# Spin assumption for fermions in potential well.

1. Jun 10, 2014

### ranytawfik

Hi,
Assume I’m solving a 2-particle (fermions) problem in a potential well. If I set the wavefunction as anti-symmetric, then by default I’m assuming that the two particles has the same spin and hence exchange interaction has to be accommodated for.

But what if the 2 fermions have different spins? Shouldn't in this case I set the wavefunction to be only symmetric (since no Pauli exclusion here)? And what would be the final wave function? Is it a normalized linear combination of the 4 cases (2 ups, 2 downs, and 2 mixed-spin)?

Thanks for your help on that.

2. Jun 10, 2014

### Staff: Mentor

For two identical spin-1/2 particles in different potential-well eigenstates, there are four possible spin states:
$$| \alpha \alpha \rangle \\ \frac{1}{\sqrt{2}} \left( | \alpha \beta \rangle + | \beta \alpha \rangle \right) \\ | \beta \beta \rangle \\ \frac{1}{\sqrt{2}} \left( | \alpha \beta \rangle - | \beta \alpha \rangle \right)$$
The first three are symmetric, and therefore the corresponding spatial wave function is anti-symmetric, while the last one is anti-symmetric, requiring a symmetric spatial wave function.

So to answer your question: you have to consider all possible linear combinations of spins that have a defined symmetry, and combine each with a spatial wave function of the propoer symmetry such that the total wave function obeys Pauli's principle.

3. Jun 11, 2014

### ranytawfik

Thanks Dr Claude.

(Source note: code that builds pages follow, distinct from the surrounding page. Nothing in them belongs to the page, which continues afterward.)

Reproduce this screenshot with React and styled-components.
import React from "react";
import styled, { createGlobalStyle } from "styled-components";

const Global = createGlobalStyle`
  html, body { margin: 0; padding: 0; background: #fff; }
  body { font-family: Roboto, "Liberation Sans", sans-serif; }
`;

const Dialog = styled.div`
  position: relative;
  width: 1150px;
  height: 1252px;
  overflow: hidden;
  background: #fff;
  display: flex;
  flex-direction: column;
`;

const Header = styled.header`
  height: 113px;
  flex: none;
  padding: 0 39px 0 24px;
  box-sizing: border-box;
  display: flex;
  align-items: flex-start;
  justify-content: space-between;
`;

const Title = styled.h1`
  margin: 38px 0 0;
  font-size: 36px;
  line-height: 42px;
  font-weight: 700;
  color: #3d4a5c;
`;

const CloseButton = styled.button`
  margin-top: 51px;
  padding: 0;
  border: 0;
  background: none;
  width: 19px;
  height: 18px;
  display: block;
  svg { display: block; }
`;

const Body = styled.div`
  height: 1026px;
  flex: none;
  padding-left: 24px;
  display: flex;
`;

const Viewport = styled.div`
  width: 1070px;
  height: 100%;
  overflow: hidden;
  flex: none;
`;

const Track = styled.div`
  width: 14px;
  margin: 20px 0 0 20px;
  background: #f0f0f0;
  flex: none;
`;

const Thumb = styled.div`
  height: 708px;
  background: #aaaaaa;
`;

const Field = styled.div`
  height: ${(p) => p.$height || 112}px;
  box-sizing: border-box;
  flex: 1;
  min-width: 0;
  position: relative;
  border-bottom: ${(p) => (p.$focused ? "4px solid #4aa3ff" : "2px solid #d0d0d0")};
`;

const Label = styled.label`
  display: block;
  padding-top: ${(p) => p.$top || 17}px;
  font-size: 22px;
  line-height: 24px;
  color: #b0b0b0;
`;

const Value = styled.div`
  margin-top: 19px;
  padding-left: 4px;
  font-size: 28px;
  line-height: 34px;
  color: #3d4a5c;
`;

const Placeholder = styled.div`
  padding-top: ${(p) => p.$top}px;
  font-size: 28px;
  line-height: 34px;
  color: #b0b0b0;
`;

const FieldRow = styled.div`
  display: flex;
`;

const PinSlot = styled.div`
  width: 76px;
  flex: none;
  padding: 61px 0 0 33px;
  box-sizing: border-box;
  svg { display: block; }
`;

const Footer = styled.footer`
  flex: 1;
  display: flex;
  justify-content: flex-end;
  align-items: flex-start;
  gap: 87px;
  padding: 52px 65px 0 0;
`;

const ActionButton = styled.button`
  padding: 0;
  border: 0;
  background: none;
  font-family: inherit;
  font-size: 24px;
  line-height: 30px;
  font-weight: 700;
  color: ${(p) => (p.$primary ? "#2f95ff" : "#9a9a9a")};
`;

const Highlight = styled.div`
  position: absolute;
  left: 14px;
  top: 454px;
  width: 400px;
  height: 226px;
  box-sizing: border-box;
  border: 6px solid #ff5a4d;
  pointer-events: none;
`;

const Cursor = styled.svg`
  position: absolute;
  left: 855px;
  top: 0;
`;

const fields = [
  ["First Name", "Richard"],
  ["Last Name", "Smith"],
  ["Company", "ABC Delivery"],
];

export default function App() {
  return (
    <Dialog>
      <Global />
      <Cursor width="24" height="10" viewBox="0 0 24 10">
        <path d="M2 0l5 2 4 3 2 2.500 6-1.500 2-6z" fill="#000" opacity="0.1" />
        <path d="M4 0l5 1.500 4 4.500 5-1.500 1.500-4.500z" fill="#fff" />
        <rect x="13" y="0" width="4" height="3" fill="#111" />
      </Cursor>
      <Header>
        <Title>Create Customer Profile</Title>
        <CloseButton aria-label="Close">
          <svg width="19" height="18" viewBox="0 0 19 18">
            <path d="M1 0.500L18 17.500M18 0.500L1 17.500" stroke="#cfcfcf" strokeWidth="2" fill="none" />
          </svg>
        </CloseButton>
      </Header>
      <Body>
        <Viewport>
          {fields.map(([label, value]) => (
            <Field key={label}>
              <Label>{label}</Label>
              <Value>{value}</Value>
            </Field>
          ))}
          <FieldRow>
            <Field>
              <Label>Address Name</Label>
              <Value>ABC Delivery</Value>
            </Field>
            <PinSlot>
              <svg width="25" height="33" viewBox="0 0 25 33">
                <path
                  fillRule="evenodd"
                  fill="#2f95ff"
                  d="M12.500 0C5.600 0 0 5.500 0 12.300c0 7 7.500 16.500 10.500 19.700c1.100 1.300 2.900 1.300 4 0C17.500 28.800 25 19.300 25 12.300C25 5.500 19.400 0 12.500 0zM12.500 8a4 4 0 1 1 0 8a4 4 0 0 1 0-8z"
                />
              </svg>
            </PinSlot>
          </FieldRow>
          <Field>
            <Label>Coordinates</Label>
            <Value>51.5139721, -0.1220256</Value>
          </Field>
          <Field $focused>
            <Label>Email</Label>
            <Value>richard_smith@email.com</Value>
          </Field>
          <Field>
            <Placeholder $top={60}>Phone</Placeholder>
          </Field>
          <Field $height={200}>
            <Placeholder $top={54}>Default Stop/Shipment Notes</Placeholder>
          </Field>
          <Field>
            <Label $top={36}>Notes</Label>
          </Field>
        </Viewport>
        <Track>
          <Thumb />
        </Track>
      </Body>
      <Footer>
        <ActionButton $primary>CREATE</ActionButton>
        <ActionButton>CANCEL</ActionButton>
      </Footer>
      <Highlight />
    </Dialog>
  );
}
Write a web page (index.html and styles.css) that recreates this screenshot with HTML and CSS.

Your answer make sense and consistent with my understanding. I'm assuming the same concept can be applied if we have more than 2 fermions (3 for example)? We have to list all the scenarios, assign correct symmetricity, and finally linearly combine the resulting wavefunctions.

4. Jun 11, 2014

### Staff: Mentor

Yes. But as the number of fermions increases, it becomes very difficult to figure out by hand how to make the correct linear combinations. Fortunately, this is easily done using a Slater determinant.